В каких-нибудь полтора года после смерти мужа в жизни Ковалевской произошло много важных событий, она зажила новой жизнью, и ей казалось, как она сама писала Миттаг-Леффлеру, что прошло целое столетие. Немудрено, что при таких условиях скорее, чем при всяких других, зажила немного ее глубокая рана и несколько успокоилась совесть. Она расцвела в полном смысле этого слова, помолодела и похорошела, сняла свое черное платье, которое к ней ужасно не шло, стала носить светлые цвета – к ним она всегда питала большое пристрастие – и начала вообще «причесываться к лицу» и обращать внимание на свою наружность. Это у нее всегда служило признаком отдыха и довольства жизнью; грустное выражение лица совершенно исчезло, а вместе с ним прошло смущение, бросавшееся в глаза год тому назад. В эту вторую зиму в Стокгольме Ковалевская, можно сказать, вошла в жизнь окружавшей ее новой среды; лекции свои она уже читала по-шведски и представляла собою центр прогрессивной партии в столице.

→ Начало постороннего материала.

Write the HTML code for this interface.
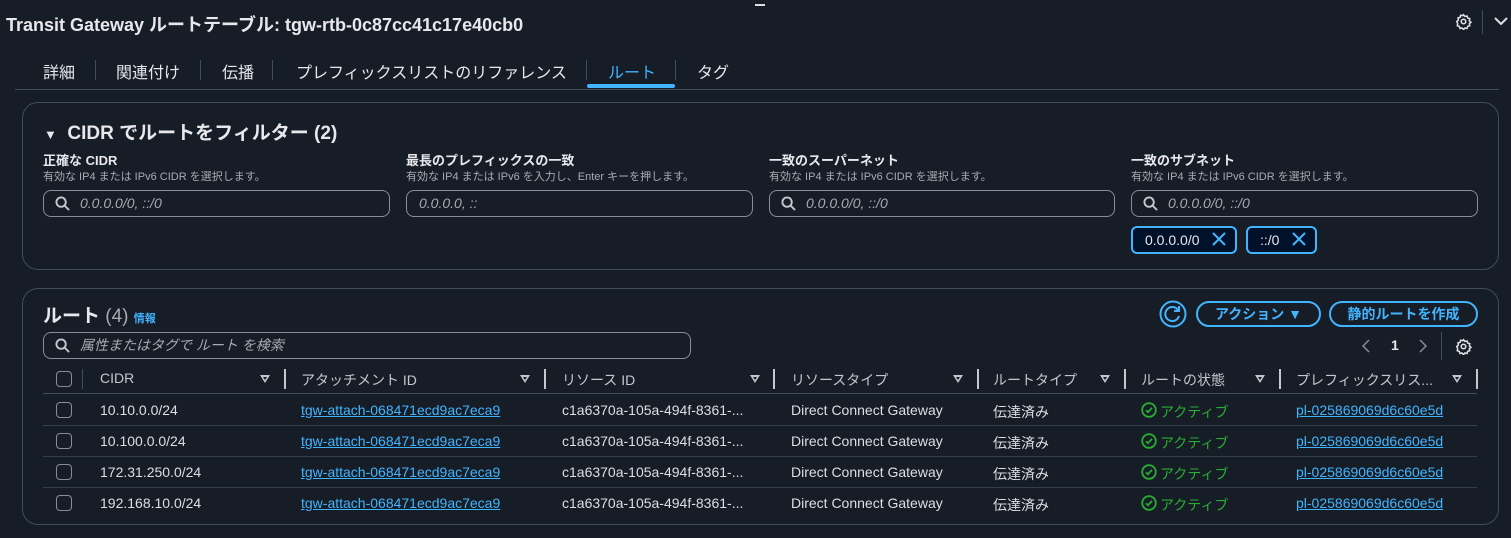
<!DOCTYPE html>
<html><head><meta charset="utf-8"><style>
*{box-sizing:border-box;margin:0;padding:0}
body{width:1511px;height:538px;background:#161d26;color:#dedee3;font-family:"Liberation Sans","Noto Sans CJK JP",sans-serif;font-size:14px;position:relative;overflow:hidden}
.a{position:absolute;white-space:nowrap}
.panel{position:absolute;border:1px solid #414d5c;border-radius:16px}
.inp{position:absolute;height:27px;border:1px solid #8c8c94;border-radius:8px;color:#a7abb2;font-style:italic;font-size:14px;line-height:25px}
.lbl{font-weight:bold;font-size:13px;color:#e8e8ec}
.sub{font-size:11px;color:#a7abb2}
.tab{font-size:16px;color:#e8e8ec}
.tsep{position:absolute;width:1px;height:20px;background:#414d5c;top:60px}
.hd{font-size:14px;color:#c6c6cd}
.hsep{position:absolute;top:369px;width:2px;height:20px;background:#c6c6cd}
.tri{position:absolute;top:375px;width:0;height:0;border-left:5px solid transparent;border-right:5px solid transparent;border-top:8px solid #c6c6cd}
.tri::after{content:"";position:absolute;left:-2px;top:-6px;border-left:2px solid transparent;border-right:2px solid transparent;border-top:3px solid #161d26}
.cb{position:absolute;left:56px;width:16px;height:16px;border:1.5px solid #8c8c94;border-radius:4px}
.row{position:absolute;left:43px;width:1434px;height:1px;background:#353f4c}
.lnk{color:#42b4ff;text-decoration:underline}
.grn{color:#29ad32}
.btn{position:absolute;height:26px;border:2px solid #42b4ff;border-radius:14px;color:#42b4ff;font-weight:bold;font-size:14px;line-height:22px;text-align:center}
.tok{position:absolute;top:226px;height:28px;border:2px solid #42b4ff;border-radius:6px;background:#001129;color:#e8e8ec;font-size:14px;line-height:24px;padding-left:12px}
</style></head><body>
<div class="a" style="left:6px;top:11px;font-size:18px;font-weight:bold;color:#e8e8ec">Transit Gateway ルートテーブル: tgw-rtb-0c87cc41c17e40cb0</div>
<div class="a" style="left:755px;top:4px;width:10px;height:2px;background:#dedee3"></div>
<svg class="a" style="left:1455px;top:13px" width="17" height="17" viewBox="0 0 24 24" fill="none" stroke="#dedee3" stroke-width="2.2"><circle cx="12" cy="12" r="3.2"/><path d="M12 2.5l2 2.3 3-.6.9 2.9 2.9.9-.6 3 2.3 2-2.3 2 .6 3-2.9.9-.9 2.9-3-.6-2 2.3-2-2.3-3 .6-.9-2.9-2.9-.9.6-3L2.5 12l2.3-2-.6-3 2.9-.9.9-2.9 3 .6z"/></svg>
<div class="a" style="left:1482px;top:10px;width:1px;height:24px;background:#414d5c"></div>
<svg class="a" style="left:1494px;top:16px" width="14" height="10" viewBox="0 0 14 10" fill="none" stroke="#dedee3" stroke-width="2"><path d="M1 2l6 6 6-6"/></svg>

<div class="a tab" style="left:43px;top:59px">詳細</div>
<div class="tsep" style="left:95px"></div>
<div class="a tab" style="left:116px;top:59px">関連付け</div>
<div class="tsep" style="left:200px"></div>
<div class="a tab" style="left:222px;top:59px">伝播</div>
<div class="tsep" style="left:272px"></div>
<div class="a tab" style="left:296px;top:59px">プレフィックスリストのリファレンス</div>
<div class="tsep" style="left:586px"></div>
<div class="a tab" style="left:608px;top:59px;color:#42b4ff">ルート</div>
<div class="a" style="left:587px;top:84px;width:88px;height:4px;border-radius:2px;background:#42b4ff"></div>
<div class="tsep" style="left:675px"></div>
<div class="a tab" style="left:697px;top:59px">タグ</div>
<div class="a" style="left:15px;top:89px;width:1484px;height:1px;background:#414d5c"></div>

<div class="panel" style="left:22px;top:102px;width:1477px;height:168px"></div>
<div class="a" style="left:44px;top:118px;font-size:19px;font-weight:bold;color:#e8e8ec"><span style="font-size:13px">▼</span>&nbsp; CIDR でルートをフィルター (2)</div>

<div class="a lbl" style="left:43px;top:150px">正確な CIDR</div>
<div class="a sub" style="left:43px;top:168px">有効な IP4 または IPv6 CIDR を選択します。</div>
<div class="inp" style="left:43px;top:190px;width:347px;padding-left:36px">0.0.0.0/0, ::/0</div>
<div class="a lbl" style="left:406px;top:150px">最長のプレフィックスの一致</div>
<div class="a sub" style="left:406px;top:168px">有効な IP4 または IPv6 を入力し、Enter キーを押します。</div>
<div class="inp" style="left:406px;top:190px;width:347px;padding-left:12px">0.0.0.0, ::</div>
<div class="a lbl" style="left:769px;top:150px">一致のスーパーネット</div>
<div class="a sub" style="left:769px;top:168px">有効な IP4 または IPv6 CIDR を選択します。</div>
<div class="inp" style="left:769px;top:190px;width:346px;padding-left:36px">0.0.0.0/0, ::/0</div>
<div class="a lbl" style="left:1131px;top:150px">一致のサブネット</div>
<div class="a sub" style="left:1131px;top:168px">有効な IP4 または IPv6 CIDR を選択します。</div>
<div class="inp" style="left:1131px;top:190px;width:347px;padding-left:36px">0.0.0.0/0, ::/0</div>
<svg class="a" style="left:55px;top:196px" width="15" height="15" viewBox="0 0 16 16" fill="none" stroke="#c6c6cd" stroke-width="2"><circle cx="6.5" cy="6.5" r="5"/><path d="M10 10l5 5"/></svg>
<svg class="a" style="left:781px;top:196px" width="15" height="15" viewBox="0 0 16 16" fill="none" stroke="#c6c6cd" stroke-width="2"><circle cx="6.5" cy="6.5" r="5"/><path d="M10 10l5 5"/></svg>
<svg class="a" style="left:1143px;top:196px" width="15" height="15" viewBox="0 0 16 16" fill="none" stroke="#c6c6cd" stroke-width="2"><circle cx="6.5" cy="6.5" r="5"/><path d="M10 10l5 5"/></svg>
<div class="tok" style="left:1131px;width:106px">0.0.0.0/0</div>
<svg class="a" style="left:1212px;top:232px" width="14" height="14" viewBox="0 0 14 14" stroke="#42b4ff" stroke-width="2"><path d="M1 1l12 12M13 1L1 13"/></svg>
<div class="tok" style="left:1246px;width:71px">::/0</div>
<svg class="a" style="left:1292px;top:232px" width="14" height="14" viewBox="0 0 14 14" stroke="#42b4ff" stroke-width="2"><path d="M1 1l12 12M13 1L1 13"/></svg>

<div class="panel" style="left:22px;top:288px;width:1477px;height:237px"></div>
<div class="a" style="left:43px;top:301px;font-size:19px;font-weight:bold;color:#e8e8ec">ルート <span style="font-weight:normal;color:#a7abb2">(4)</span> <span style="font-size:11px;color:#42b4ff">情報</span></div>
<svg class="a" style="left:1159px;top:300px" width="28" height="28" viewBox="0 0 28 28" fill="none" stroke="#42b4ff" stroke-width="2"><circle cx="14" cy="14" r="12.5"/><path d="M19 10a7 7 0 1 0 1 6"/><path d="M20 6v5h-5"/></svg>
<div class="btn" style="left:1196px;top:301px;width:125px">アクション ▼</div>
<div class="btn" style="left:1329px;top:301px;width:149px">静的ルートを作成</div>
<div class="inp" style="left:43px;top:332px;width:648px;padding-left:36px">属性またはタグで ルート を検索</div>
<svg class="a" style="left:55px;top:338px" width="15" height="15" viewBox="0 0 16 16" fill="none" stroke="#c6c6cd" stroke-width="2"><circle cx="6.5" cy="6.5" r="5"/><path d="M10 10l5 5"/></svg>
<svg class="a" style="left:1362px;top:339px" width="9" height="14" viewBox="0 0 9 14" fill="none" stroke="#8c8c94" stroke-width="1.5"><path d="M7 1L1 7l6 6"/></svg>
<div class="a" style="left:1391px;top:337px;font-weight:bold;color:#e8e8ec">1</div>
<svg class="a" style="left:1418px;top:339px" width="9" height="14" viewBox="0 0 9 14" fill="none" stroke="#8c8c94" stroke-width="1.5"><path d="M2 1l6 6-6 6"/></svg>
<div class="a" style="left:1441px;top:332px;width:1px;height:28px;background:#414d5c"></div>
<svg class="a" style="left:1455px;top:338px" width="17" height="17" viewBox="0 0 24 24" fill="none" stroke="#dedee3" stroke-width="2.2"><circle cx="12" cy="12" r="3.2"/><path d="M12 2.5l2 2.3 3-.6.9 2.9 2.9.9-.6 3 2.3 2-2.3 2 .6 3-2.9.9-.9 2.9-3-.6-2 2.3-2-2.3-3 .6-.9-2.9-2.9-.9.6-3L2.5 12l2.3-2-.6-3 2.9-.9.9-2.9 3 .6z"/></svg>

<div class="cb" style="top:371px"></div>
<div class="a" style="left:82px;top:369px;width:1px;height:20px;background:#414d5c"></div>
<div class="a hd" style="left:100px;top:370px">CIDR</div><div class="tri" style="left:260px"></div><div class="hsep" style="left:284px"></div>
<div class="a hd" style="left:301px;top:370px">アタッチメント ID</div><div class="tri" style="left:520px"></div><div class="hsep" style="left:544px"></div>
<div class="a hd" style="left:562px;top:370px">リソース ID</div><div class="tri" style="left:750px"></div><div class="hsep" style="left:773px"></div>
<div class="a hd" style="left:791px;top:370px">リソースタイプ</div><div class="tri" style="left:953px"></div><div class="hsep" style="left:977px"></div>
<div class="a hd" style="left:993px;top:370px">ルートタイプ</div><div class="tri" style="left:1100px"></div><div class="hsep" style="left:1124px"></div>
<div class="a hd" style="left:1141px;top:370px">ルートの状態</div><div class="tri" style="left:1255px"></div><div class="hsep" style="left:1279px"></div>
<div class="a hd" style="left:1296px;top:370px">プレフィックスリス...</div><div class="tri" style="left:1452px"></div><div class="hsep" style="left:1476px"></div>
<div class="row" style="top:393px;background:#414d5c"></div>

<div class="cb" style="top:402px"></div><div class="a" style="left:100px;top:402px">10.10.0.0/24</div><div class="a lnk" style="left:301px;top:402px">tgw-attach-068471ecd9ac7eca9</div><div class="a" style="left:562px;top:402px">c1a6370a-105a-494f-8361-...</div><div class="a" style="left:791px;top:402px">Direct Connect Gateway</div><div class="a" style="left:993px;top:402px">伝達済み</div><div class="a grn" style="left:1160px;top:402px">アクティブ</div><div class="a lnk" style="left:1296px;top:402px">pl-025869069d6c60e5d</div>
<div class="row" style="top:425px"></div>
<div class="cb" style="top:433px"></div><div class="a" style="left:100px;top:433px">10.100.0.0/24</div><div class="a lnk" style="left:301px;top:433px">tgw-attach-068471ecd9ac7eca9</div><div class="a" style="left:562px;top:433px">c1a6370a-105a-494f-8361-...</div><div class="a" style="left:791px;top:433px">Direct Connect Gateway</div><div class="a" style="left:993px;top:433px">伝達済み</div><div class="a grn" style="left:1160px;top:433px">アクティブ</div><div class="a lnk" style="left:1296px;top:433px">pl-025869069d6c60e5d</div>
<div class="row" style="top:456px"></div>
<div class="cb" style="top:464px"></div><div class="a" style="left:100px;top:464px">172.31.250.0/24</div><div class="a lnk" style="left:301px;top:464px">tgw-attach-068471ecd9ac7eca9</div><div class="a" style="left:562px;top:464px">c1a6370a-105a-494f-8361-...</div><div class="a" style="left:791px;top:464px">Direct Connect Gateway</div><div class="a" style="left:993px;top:464px">伝達済み</div><div class="a grn" style="left:1160px;top:464px">アクティブ</div><div class="a lnk" style="left:1296px;top:464px">pl-025869069d6c60e5d</div>
<div class="row" style="top:487px"></div>
<div class="cb" style="top:495px"></div><div class="a" style="left:100px;top:495px">192.168.10.0/24</div><div class="a lnk" style="left:301px;top:495px">tgw-attach-068471ecd9ac7eca9</div><div class="a" style="left:562px;top:495px">c1a6370a-105a-494f-8361-...</div><div class="a" style="left:791px;top:495px">Direct Connect Gateway</div><div class="a" style="left:993px;top:495px">伝達済み</div><div class="a grn" style="left:1160px;top:495px">アクティブ</div><div class="a lnk" style="left:1296px;top:495px">pl-025869069d6c60e5d</div>

<svg class="a" style="left:1141px;top:402px" width="16" height="16" viewBox="0 0 16 16" fill="none" stroke="#29ad32" stroke-width="1.8"><circle cx="8" cy="8" r="6.8"/><path d="M5 8.2l2 2 4-4.4"/></svg>
<svg class="a" style="left:1141px;top:433px" width="16" height="16" viewBox="0 0 16 16" fill="none" stroke="#29ad32" stroke-width="1.8"><circle cx="8" cy="8" r="6.8"/><path d="M5 8.2l2 2 4-4.4"/></svg>
<svg class="a" style="left:1141px;top:464px" width="16" height="16" viewBox="0 0 16 16" fill="none" stroke="#29ad32" stroke-width="1.8"><circle cx="8" cy="8" r="6.8"/><path d="M5 8.2l2 2 4-4.4"/></svg>
<svg class="a" style="left:1141px;top:495px" width="16" height="16" viewBox="0 0 16 16" fill="none" stroke="#29ad32" stroke-width="1.8"><circle cx="8" cy="8" r="6.8"/><path d="M5 8.2l2 2 4-4.4"/></svg>
</body></html>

В это счастливое время своей жизни она была необыкновенно оживлена, остроумна, очаровывала всех и каждого и сама относилась ко всем и ко всему с величайшим интересом.
Ковалевская всегда отличалась физической неловкостью: в России она не умела ни ездить верхом, ни кататься на коньках, но никогда и не жалела об этом. В Швеции, окруженная людьми весьма искусными во всяком виде спорта, она почувствовала сильное желание исправить недостатки своего телесного воспитания. Тотчас после лекций в университете она обыкновенно отправлялась с Миттаг-Леффлером и его сестрою, госпожою Леффлер-Эдгрен, на каток, а вечером этих неразлучных друзей можно было встретить в манеже. Ковалевская то разговаривала о математике с Миттаг-Леффлером, то пускалась в рассуждения о психологии с его сестрою, но ей не везло ни в верховой езде, ни в катанье на коньках, хотя она и тому, и другому предавалась с большим увлечением и гордилась успехами в этом деле, по словам друзей, больше, чем своими научными заслугами. И это, по-видимому странное, явление легко объяснимо. Мы говорили уже, что Ковалевская страдала излишней трусливостью, нервностью, которую ей, разумеется, во что бы то ни стало хотелось победить. Все это было непонятно шведам, не знавшим всех условий детства Ковалевской и причин развития этого страха, на которые мы указывали. Сесть на лошадь или очутиться на катке было великой победой для Ковалевской, и эта победа приводила ее в восторг.
О своей жизни в Швеции она сама писала в Берлин следующее:
1. Прежде всего я должна была позаботиться о своих трех лекциях в неделю на шведском языке. Я читала алгебраическое введение в теорию Абелевских функций; повсюду в Германии лекции эти считаются самыми трудными. У меня чрезвычайно много слушателей, и все они остаются мне верными, за исключением двух-трех.
2. Я в этот промежуток времени написала небольшой математический трактат, который намереваюсь на днях отправить к Вейерштрассу с просьбою напечатать в журнале Боргарда.
3. Я пишу с Миттаг-Леффлером большую математическую статью и в то же время занимаюсь журнальной работой. До сих пор напечатана только одна из них: «Из моих личных воспоминаний».
В то же время Ковалевская весело сообщала, что принимает участие во всех празднествах и собирается торговать на одном базаре, устраиваемом стокгольмскими дамами в пользу народного музея. При этом ей удалось оказать услугу своей живой фантазией: она предложила устроить цыганский табор с русским самоваром и т. д.
По всему видно было, что ей, тридцатичетырехлетней женщине, новы были «все впечатленья бытия». До того времени она жила жизнью взрослой женщины только урывками, и большей частью ей приходилось вести студенческий образ жизни в Берлине и в Париже. Да и в России она очень недолго жила в своем доме, принимала гостей, посещала театры. Вскоре дела пошли плохо; Ковалевским пришлось смириться и вести уединенную жизнь. К тому же после рождения дочери Ковалевская проболела всю зиму. Ей всё приходилось кочевать, готовиться к будущей деятельности и как бы ожидать суда и приговора. В Стокгольме она впервые почувствовала почву под ногами, главная цель ее была достигнута, и она могла дать простор всем склонностям своей разнообразной природы и живого темперамента.